A partir de un momento, casi sólo existe la ficción. Desde que emerge la cabaña, el lector desaparece y, como él, quedamos absorbidos por una nueva realidad. Las palabras imponen un universo de amores prohibidos -encuentro, amante, besos, caricias, pasión, caricias, cuerpo, amante- y de crímenes pasionales -sangre, puñal, destruir, despiadado-; pero el narrador, hábil prestidigitador, no quiere que olvidemos que eso es una ficción: un diálogo anhelante corría por las páginas, nos recuerda en un momento determinado. Cortázar juega limpio, no nos engaña; otra cosa es que nosotros, lectores, hayamos sido abducidos por la ficción que está leyendo el protagonista del relato.

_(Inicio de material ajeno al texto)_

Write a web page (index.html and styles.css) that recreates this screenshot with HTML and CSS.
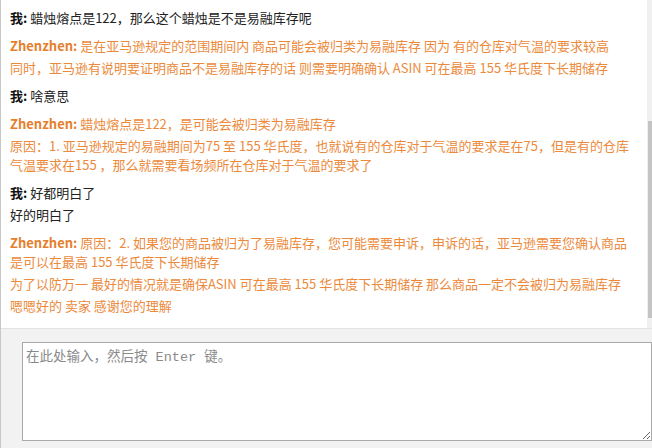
FILE: index.html
```html
<!DOCTYPE html>
<html lang="zh-CN">
<head>
<meta charset="UTF-8" /><meta name="viewport"
content="width=device-width, initial-scale=1.0" />
<title>Chat</title>
<link rel="stylesheet" href="styles.css">
</head>
<body>
<div class="chat">
<div class="log">
<div class="msg me">
<p><b>我:</b> 蜡烛熔点是122，那么这个蜡烛是不是易融库存呢</p>
</div>
<div class="msg bot">
<p><b>Zhenzhen:</b> 是在亚马逊规定的范围期间内 商品可能会被归类为易融库存 因为 有的仓库对气温的要求较高</p>
<p>同时，亚马逊有说明要证明商品不是易融库存的话 则需要明确确认 ASIN 可在最高 155 华氏度下长期储存</p>
</div>
<div class="msg me">
<p><b>我:</b> 啥意思</p>
</div>
<div class="msg bot">
<p><b>Zhenzhen:</b> 蜡烛熔点是122，是可能会被归类为易融库存</p>
<p>原因：1. 亚马逊规定的易融期间为75 至 155 华氏度，也就说有的仓库对于气温的要求是在75，但是有的仓库气温要求在155 ，那么就需要看场频所在仓库对于气温的要求了</p>
</div>
<div class="msg me">
<p><b>我:</b> 好都明白了</p>
<p>好的明白了</p>
</div>
<div class="msg bot">
<p><b>Zhenzhen:</b> 原因：2. 如果您的商品被归为了易融库存，您可能需要申诉，申诉的话，亚马逊需要您确认商品是可以在最高 155 华氏度下长期储存</p>
<p>为了以防万一 最好的情况就是确保ASIN 可在最高 155 华氏度下长期储存 那么商品一定不会被归为易融库存</p>
<p>嗯嗯好的 卖家 感谢您的理解</p>
</div>
</div>
<div class="scroll"><div class="thumb"></div></div>
</div>
<div class="input">
<textarea placeholder="在此处输入，然后按 Enter 键。"></textarea>
</div>
</body>
</html>
```
FILE: styles.css
```css
body { margin: 0; font-family: "Noto Sans CJK SC", sans-serif; font-size: 13px;
border-left: 1px solid #c8c8c8; height: 448px; box-sizing: border-box; }
.chat { display: flex; height: 328px; background: #fff; }
.log { flex: 1; overflow: hidden; padding: 8px 9px 0 9px; }
.msg + .msg { margin-top: 9px; }
.msg p { margin: 0; line-height: 19px; }
.msg p + p { margin-top: 3px; }
.me { color: #222; }
.me b { color: #111; }
.bot { color: #ec8a3c; }
.bot b { color: #e57f2d; }
.scroll { width: 5px; background: #f0f0f0; padding-top: 121px; box-sizing: border-box; }
.thumb { height: 197px; margin-left: 1px; background: #c4c4c4; }
.input { height: 120px; background: #f2f2f2; border-top: 1px solid #e2e2e2;
box-sizing: border-box; padding: 13px 0 0 21px; }
textarea { display: block; width: 630px; height: 99px; box-sizing: border-box;
margin: 0; border: 1px solid #a9a9a9; padding: 2px 3px; resize: both;
font-family: "Liberation Mono", "Noto Sans CJK SC", monospace; font-size: 13.5px; }
textarea::placeholder { color: #8a8a8a; }
```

Esa ficción leída se nos aparece absorbente: amantes furtivos, amour fou, sangre y besos, proyecto criminal, premeditación minuciosa.... La historia parece emerger de un substrato alimentado quizás más por el cine que por la literatura: Rita Hayworth, Ava Gardner, Barbara Stanwyck o Veronica Lake vienen a la memoria acompañadas de Burt Lancaster, Fred MacMurray, Glen Ford o Alan Ladd. Cine y literatura, ficción multiplicada en la memoria de los lectores del relato.
Sólo una palabra, anochecer, como un eco remoto, nos recuerda que en otro mundo no muy lejano habíamos leído algo sobre alguien que leía cuando empezaba atardecer.